Speaking of reasons, the third, and most cliché, piece of advice that my grandparents have echoed throughout the years is, “Everything happens for a reason,” and if Marilyn Monroe said it, it must be true. I know what you’re thinking. You’ve heard this before, and it’s just what people tell themselves to compensate for the fact that something went wrong. I was in the same boat as you. Yet, I came to realize that the advice wasn’t meant to be a magical spell and saying it wasn’t going to fix anything. It was more a matter of changing my perspective, filling a half-empty glass, and acknowledging that life is an adjusting game. This is the case for each of these widely known phrases impressed upon me by my all-knowing grandparents.

 

As you sit here, jittery, about to graduate and start a new part of your life, you may not have comprehended everything that I have just said.

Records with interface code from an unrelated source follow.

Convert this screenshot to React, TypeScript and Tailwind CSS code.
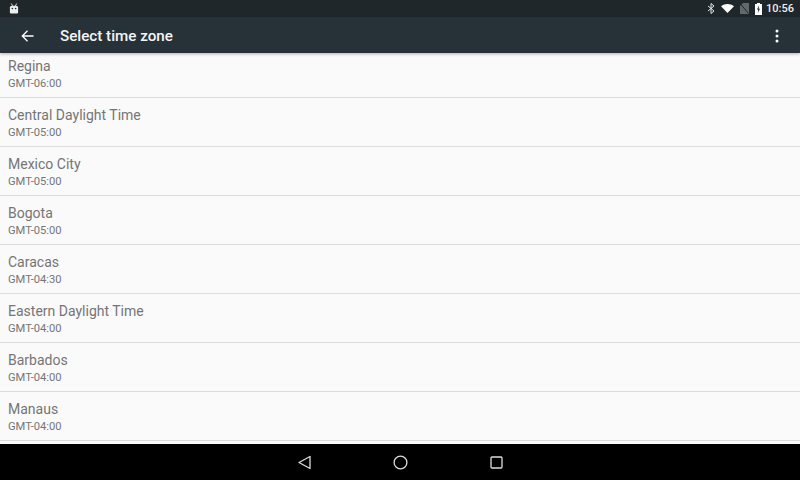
const ZONES = [
  { name: 'Regina', offset: 'GMT-06:00' },
  { name: 'Central Daylight Time', offset: 'GMT-05:00' },
  { name: 'Mexico City', offset: 'GMT-05:00' },
  { name: 'Bogota', offset: 'GMT-05:00' },
  { name: 'Caracas', offset: 'GMT-04:30' },
  { name: 'Eastern Daylight Time', offset: 'GMT-04:00' },
  { name: 'Barbados', offset: 'GMT-04:00' },
  { name: 'Manaus', offset: 'GMT-04:00' },
]

function StatusBar() {
  return (
    <div className="flex h-[17px] shrink-0 items-center justify-between bg-[#20272b] pl-[9px] pr-[6px]">
      <svg width="10" height="11" viewBox="0 0 11 12" className="text-[#eeeeee]" fill="currentColor">
        <path d="M1 5a2 2 0 0 1 2-2h5a2 2 0 0 1 2 2v5a1.5 1.5 0 0 1-1.5 1.5h-6A1.5 1.5 0 0 1 1 10z" />
        <path d="M2.5 0.5 4 3M8.500 0.500 7 3" stroke="currentColor" strokeWidth="1" />
        <circle cx="3.700" cy="6" r="0.900" fill="#20272b" />
        <circle cx="7.300" cy="6" r="0.900" fill="#20272b" />
      </svg>
      <div className="flex items-center">
        <svg width="8" height="11" viewBox="0 0 8 11" fill="none" stroke="#e8e8e8" strokeWidth="1" className="mr-[6px]">
          <path d="M1 3l6 5-3 2.500V0.500l3 2.500-6 5" />
        </svg>
        <svg width="13" height="9" viewBox="0 0 13 9" fill="#ffffff" className="mr-[6px]">
          <path d="M0 2.200C2 .8 4.200 0 6.500 0S11 .8 13 2.200L6.500 9z" />
        </svg>
        <svg width="9" height="11" viewBox="0 0 9 11" className="mr-[6px]">
          <path d="M3 0h6v11H0V3z" fill="#62686b" />
          <path d="M0.500 1 8.500 10.500" stroke="#20272b" strokeWidth="1" />
        </svg>
        <svg width="7" height="12" viewBox="0 0 7 12" className="mr-[4px]">
          <path d="M2 0h3v1h2v11H0V1h2z" fill="#ffffff" />
          <path d="M4 2.500 2 6.500h1.300L2.800 10 5 5.800H3.700z" fill="#20272b" />
        </svg>
        <span className="w-[28px] text-right font-['Roboto',sans-serif] text-[11px] leading-[17px] font-medium text-[#eeeeee]">10:56</span>
      </div>
    </div>
  )
}

function AppBar() {
  return (
    <div className="z-10 flex h-[36px] shrink-0 items-center bg-[#263238] pt-[1px] shadow-[0_1px_3px_rgba(0,0,0,0.3)]">
      <svg width="14" height="14" viewBox="0 0 14 14" fill="none" stroke="#ffffff" strokeWidth="1.300" className="ml-[21px]">
        <path d="M12.500 7H1.500M6.500 1.800 1.300 7l5.200 5.200" />
      </svg>
      <span className="mt-[1px] ml-[25px] font-['Roboto',sans-serif] text-[15.200px] font-medium text-[#f4f5f5]">Select time zone</span>
      <svg width="4" height="14" viewBox="0 0 4 14" fill="#ffffff" className="mr-[21px] ml-auto">
        <circle cx="2" cy="2" r="1.500" />
        <circle cx="2" cy="7" r="1.500" />
        <circle cx="2" cy="12" r="1.500" />
      </svg>
    </div>
  )
}

function NavBar() {
  return (
    <div className="flex h-[36px] shrink-0 items-center justify-center gap-[81px] bg-black">
      <svg width="15" height="15" viewBox="0 0 15 15" fill="none" stroke="#dddddd" strokeWidth="1.300">
        <path d="M13 1.500v12L2 7.500z" strokeLinejoin="round" />
      </svg>
      <svg width="15" height="15" viewBox="0 0 15 15" fill="none" stroke="#dddddd" strokeWidth="1.300">
        <circle cx="7.500" cy="7.500" r="6.400" />
      </svg>
      <svg width="15" height="15" viewBox="0 0 15 15" fill="none" stroke="#dddddd" strokeWidth="1.300">
        <rect x="2" y="2" width="11" height="11" rx="1" />
      </svg>
    </div>
  )
}

export default function App() {
  return (
    <div className="flex h-[480px] w-[800px] flex-col overflow-hidden bg-[#fafafa] font-['Roboto',sans-serif]">
      <StatusBar />
      <AppBar />
      <div className="flex-1 overflow-hidden">
        {ZONES.map((zone) => (
          <div key={zone.name} className="flex h-[49px] flex-col border-b border-[#dcdcdc] pt-[7px] pl-[8px] first:h-[45px] first:pt-[3px]">
            <span className="text-[14px] leading-[20px] text-[#757575]">{zone.name}</span>
            <span className="mt-[1px] text-[11.200px] leading-[14px] text-[#757575]">{zone.offset}</span>
          </div>
        ))}
      </div>
      <NavBar />
    </div>
  )
}
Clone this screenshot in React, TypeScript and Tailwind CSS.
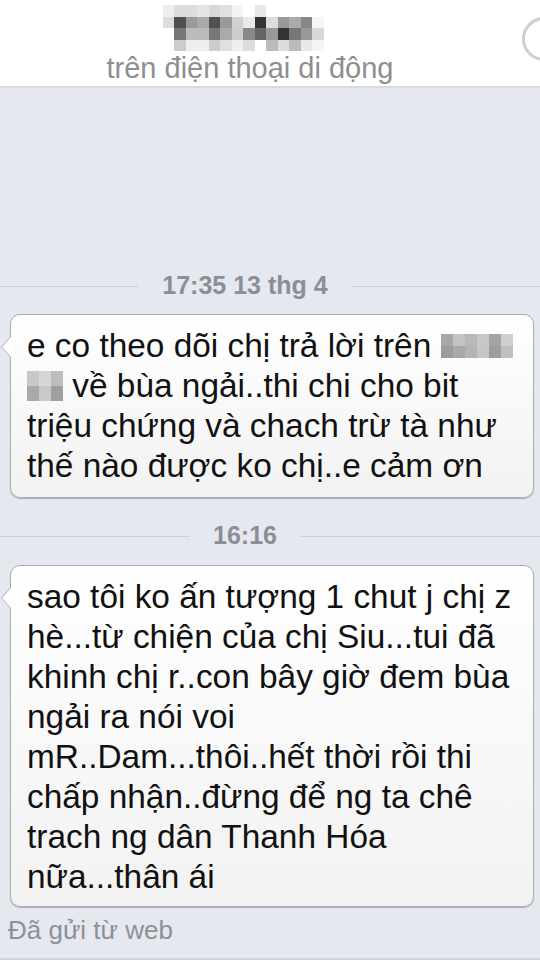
import React from "react";

const nameGrid = [
  ["#eeeeee", "#dddddd", "#dddddd", "#e5e5e5", "#d8d8d8", "#e0e0e0", "#f3f3f3", "#ffffff", "#e8e8e8", "#ffffff", "#ffffff", "#ffffff", "#ffffff", "#ffffff"],
  ["#dddddd", "#4f4f4f", "#999999", "#aaaaaa", "#505050", "#999999", "#d0d0d0", "#e8e8e8", "#333333", "#dddddd", "#999999", "#aaaaaa", "#888888", "#f5f5f5"],
  ["#ffffff", "#777777", "#bbbbbb", "#bbbbbb", "#777777", "#aaaaaa", "#cccccc", "#888888", "#666666", "#999999", "#333333", "#777777", "#999999", "#d8d8d8"],
  ["#ffffff", "#cccccc", "#eeeeee", "#eeeeee", "#cccccc", "#e0e0e0", "#eeeeee", "#dddddd", "#ffffff", "#bbbbbb", "#dddddd", "#bbbbbb", "#e8e8e8", "#f5f5f5"],
];

const blur1 = [
  ["#a8a8a8", "#c4c4c4", "#b8b8b8", "#c8c8c8", "#a4a4a4", "#cfcfcf"],
  ["#9c9c9c", "#a9a9a9", "#b4b4b4", "#c6c6c6", "#9e9e9e", "#c0c0c0"],
];
const blur2 = [
  ["#c8c8c8", "#d6d6d6", "#bdbdbd"],
  ["#a9a9a9", "#c9c9c9", "#9f9f9f"],
];

function Pixels({ grid, w, h }: { grid: string[][]; w: number; h: number }) {
  return (
    <span className="inline-flex flex-col align-middle">
      {grid.map((row, i) => (
        <span key={i} className="flex">
          {row.map((c, j) => (
            <span key={j} style={{ background: c, width: w, height: h }} className="block" />
          ))}
        </span>
      ))}
    </span>
  );
}

function Stamp({ text, left, right }: { text: string; left: string; right: string }) {
  return (
    <div className="flex items-center h-[40px]">
      <div className={`h-px bg-[#cdd0d6] ${left}`} />
      <div className="flex-1 text-center font-bold text-[25px] text-[#8a8e96]">{text}</div>
      <div className={`h-px bg-[#cdd0d6] ${right}`} />
    </div>
  );
}

function Bubble({ children, pad }: { children: React.ReactNode; pad: string }) {
  return (
    <div className="relative ml-[10px] mr-[6px]">
      <div className="absolute left-[-9px] top-[22px] w-0 h-0 border-y-[11px] border-y-transparent border-r-[10px] border-r-[#a9adb4]" />
      <div className="absolute left-[-8px] top-[23px] w-0 h-0 border-y-[10px] border-y-transparent border-r-[9px] border-r-white z-10" />
      <div className={`rounded-[10px] border border-[#a9adb4] bg-gradient-to-b from-white to-[#f2f2f2] shadow-[0_1px_1px_rgba(0,0,0,0.25)] pl-[16px] pr-[10px] pt-[11px] text-[33.4px] leading-[40px] text-[#111111] whitespace-nowrap ${pad}`}>
        {children}
      </div>
    </div>
  );
}

export default function App() {
  return (
    <div className="w-[540px] h-[960px] overflow-hidden bg-[#e6e8ef]" style={{ fontFamily: '"Liberation Sans", Arial, sans-serif' }}>
      <div className="relative bg-white h-[88px] border-b-2 border-[#d9dbe0] flex flex-col items-center pr-[40px]">
        <div className="mt-[5px] ml-[-14px]">
          <Pixels grid={nameGrid} w={11.5} h={11.5} />
        </div>
        <div className="text-[29px] leading-[30px] text-[#8e8e8e] mt-[2px]">trên điện thoại di động</div>
        <div className="absolute left-[522px] top-[17px] w-[44px] h-[44px] rounded-full border-[3px] border-[#cfcfcf]" />
      </div>

      <div className="h-[178px]" />
      <Stamp text="17:35 13 thg 4" left="w-[138px]" right="w-[188px]" />
      <div className="h-[8px]" />
      <Bubble pad="pb-[11px]">
        <div className="flex items-center h-[40px]">
          <span>e co theo dõi chị trả lời trên&nbsp;</span>
          <Pixels grid={blur1} w={12} h={12} />
        </div>
        <div className="flex items-center h-[40px]">
          <Pixels grid={blur2} w={12} h={15} />
          <span>&nbsp;về bùa ngải..thi chi cho bit</span>
        </div>
        <div>triệu chứng và chach trừ tà như</div>
        <div>thế nào được ko chị..e cảm ơn</div>
      </Bubble>

      <div className="h-[18px]" />
      <Stamp text="16:16" left="w-[190px]" right="w-[240px]" />
      <div className="h-[9px]" />
      <Bubble pad="pb-[9px]">
        <div>sao tôi ko ấn tượng 1 chut j chị z</div>
        <div>hè...từ chiện của chị Siu...tui đã</div>
        <div>khinh chị r..con bây giờ đem bùa</div>
        <div>ngải ra nói voi</div>
        <div>mR..Dam...thôi..hết thời rồi thi</div>
        <div>chấp nhận..đừng để ng ta chê</div>
        <div>trach ng dân Thanh Hóa</div>
        <div>nữa...thân ái</div>
      </Bubble>
      <div className="pl-[8px] pt-[8px] text-[26px] leading-[30px] text-[#8e9096]">Đã gửi từ web</div>
      <div className="mt-[13px] h-[2px] bg-[#cfd2d8]" />
    </div>
  );
}
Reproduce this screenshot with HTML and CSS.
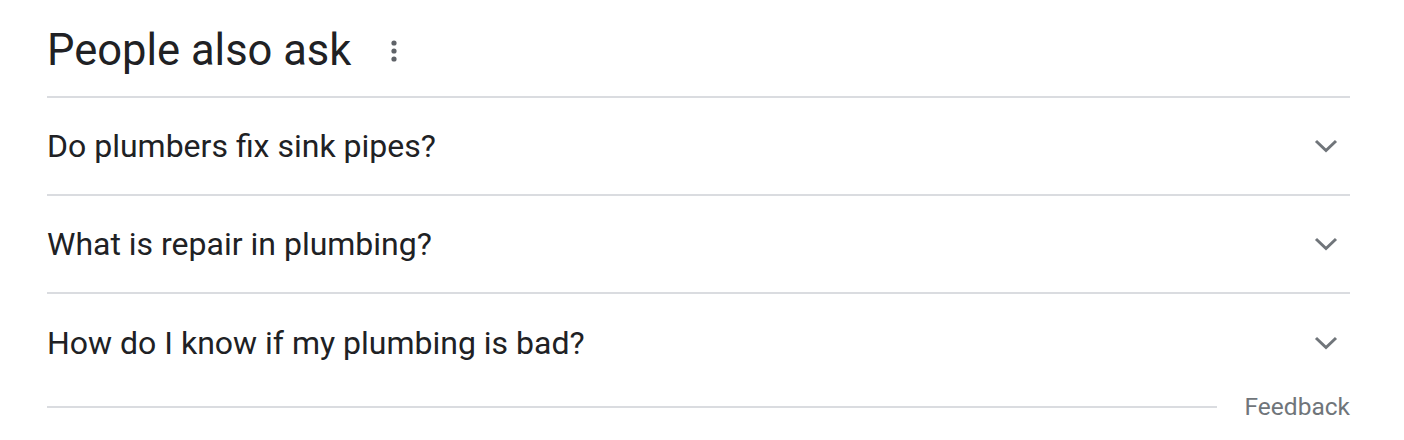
FILE: index.html
```html
<!DOCTYPE html>
<html>
<head>
<meta charset="utf-8">
<link rel="stylesheet" href="styles.css">
</head>
<body>
<div class="paa">
  <div class="header">
    <h2 class="title">People also ask</h2>
    <svg class="more" width="8" height="24" viewBox="0 0 8 24"><circle cx="4" cy="4" r="2.6" fill="#5f6368"/><circle cx="4" cy="12" r="2.6" fill="#5f6368"/><circle cx="4" cy="20" r="2.6" fill="#5f6368"/></svg>
  </div>
  <div class="list">
    <div class="item"><span class="q">Do plumbers fix sink pipes?</span><svg class="chev" width="24" height="14" viewBox="0 0 24 14"><path d="M2 2 L12 11.5 L22 2" fill="none" stroke="#70757a" stroke-width="3"/></svg></div>
    <div class="item"><span class="q">What is repair in plumbing?</span><svg class="chev" width="24" height="14" viewBox="0 0 24 14"><path d="M2 2 L12 11.5 L22 2" fill="none" stroke="#70757a" stroke-width="3"/></svg></div>
    <div class="item last"><span class="q">How do I know if my plumbing is bad?</span><svg class="chev" width="24" height="14" viewBox="0 0 24 14"><path d="M2 2 L12 11.5 L22 2" fill="none" stroke="#70757a" stroke-width="3"/></svg></div>
  </div>
  <div class="footer">
    <div class="rule"></div>
    <span class="feedback">Feedback</span>
  </div>
</div>
</body>
</html>
```
FILE: styles.css
```css
html, body { margin: 0; padding: 0; background: #fff; }
body { font-family: Roboto, "Open Sans", Arial, sans-serif; color: #202124; }
.paa { width: 1303px; margin-left: 47px; }
.header { display: flex; align-items: center; height: 98px; border-bottom: 2px solid #dadce0; box-sizing: border-box; }
.title { margin: 0; font-weight: 400; font-size: 43.5px; line-height: 52px; position: relative; top: 3px; }
.more { margin-left: 39px; position: relative; top: 3px; }
.item { display: flex; align-items: center; justify-content: space-between; height: 98px; border-bottom: 2px solid #dadce0; box-sizing: border-box; }
.item.last { border-bottom: none; height: 98px; }
.q { font-size: 32px; line-height: 40px; }
.chev { margin-right: 12px; }
.footer { display: flex; align-items: center; }
.rule { flex: 1; height: 2px; background: #dadce0; margin-right: 28px; }
.feedback { font-size: 24.5px; color: #70757a; line-height: 30px; }
```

However, I know that in due time, your memory bank will serve you and you’ll realize that all of those times you thought words were going in one ear and out the other, you were actually listening. The advice will kick in when it’s needed, and you’ll catch yourself addressing situations with a different point of view. That’s all graduating is really about. It’s looking at your path from a different perspective. In all, if you take nothing else from this address, let it be, appreciate the bottomless pits of advice; we’re lucky we have them to guide us.  

Most public relations professionals are tasked with speech writing. This is a hypothetical commencement address for American University's Class of 2017.

Disclaimer: This work was done for class work purposes. It is completely hypothetical and was not used professionally.